在 spark scala 中解析 JSON 对象

Question

I have a set of json objects I want to read that data using a spark scala I will put a sample file data below one file contains more than 100 objects.

//file1

{
  "id":"31342547689",
  "Name":"Jacob",
  "Sex":"M",
  "Destination":"Accounts"
}
{
  "id":"987875637898",
  "Name":"Martin",
  "Sex":"M",
  "Destination":"Sr.Accounts"
}
{
  "id":"64542457879",
  "Name":"lucifer",
  "Sex":"M",
  "Destination":"Developer"
}
{
  "id":"23824723354",
  "Name":"Ratin",
  "Sex":"M",
  "Destination":"Sr.Developer"
}

when I used the below code I can able to print only the first object.

val dataframe = spark
      .read
      .option("multiLine", true)
      .schema(Schema)
      .json("D:\\appdata\file1")
      .show()

Answer 1

you can read the pretty jsons file by using spark wholeTextFiles API

import spark.implicits._
val input = spark.wholeTextFiles(inputFile).map(_._2)

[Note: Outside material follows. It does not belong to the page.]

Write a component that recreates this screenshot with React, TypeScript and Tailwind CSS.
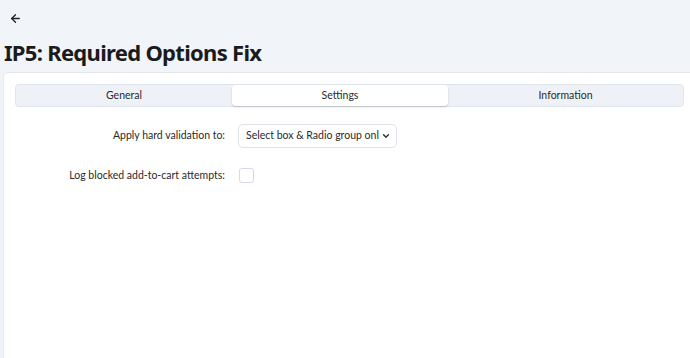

val ouput = input.mapPartitions(records => {
    // mapper object created on each executor node (ObjectMapper is not serializable so we either create a singleton object for each partition)
    val mapper = new ObjectMapper with ScalaObjectMapper
    mapper.configure(DeserializationFeature.FAIL_ON_UNKNOWN_PROPERTIES, false)
    mapper.registerModule(DefaultScalaModule)
     records.map(eachitem => {
        try {
            mapper.readValue(record, classOf[DTOclass])
         }catch {
           case e: Exception => null
         }
     })
   }).filter(_!=null).toDF.as[DTOclass]
ouput.write.json(oplocation)

you can use the Gson library as well instead of ObjectMapper.

note : DTOclass should be serializable

or you can clean your input pretty jsons file and can read it by spark.read.json API as mentioned here .

Answer 2

It seems your file doesn't have a valid Json. You can also validate it at https://jsonlint.com/ . Ideally, it should be like this

[{
  "id":"31342547689",
  "Name":"Jacob",
  "Sex":"M",
  "Destination":"Accounts"
},
{
  "id":"987875637898",
  "Name":"Martin",
  "Sex":"M",
  "Destination":"Sr.Accounts"
},
{
  "id":"64542457879",
  "Name":"lucifer",
  "Sex":"M",
  "Destination":"Developer"
},
{
  "id":"23824723354",
  "Name":"Ratin",
  "Sex":"M",
  "Destination":"Sr.Developer"
}]

So, first we need to preprocess this file to turn it into a valid Json.

val df=sc.wholeTextFiles("/yourHDFSLocation/file1.json").toDF
df.select("_2").map(s=>"["+s.mkString.replaceAll("\\}.*\n{0,}.*\\{","},{")+"]").repartition(1).write.mode("overwrite").text("/yourHDFSLocation/correctedJson/")

Then we can read our valid json.

val ok=spark.read.schema(simpleSchema).option("multiline", "true").json("/yourHDFSLocation/correctedJson/p*")  

Ouput:

ok.show(false)
+------------+-------+---+------------+
|id          |Name   |Sex|Destination |
+------------+-------+---+------------+
|31342547689 |Jacob  |M  |Accounts    |
|987875637898|Martin |M  |Sr.Accounts |
|64542457879 |lucifer|M  |Developer   |
|23824723354 |Ratin  |M  |Sr.Developer|
+------------+-------+---+------------+

Another solution, if you don't want to save an intermediate file.

val rdd=sc.wholeTextFiles("/yourHDFSLocation/file1.json")
val rdd2=rdd.map(s=>"["+s._2.replaceAll("\\}.*\n{0,}.*\\{","},{")+"]")
val ok=spark.read.schema(simpleSchema).option("multiline", "true").json(rdd2)

Hope it resolves this problem!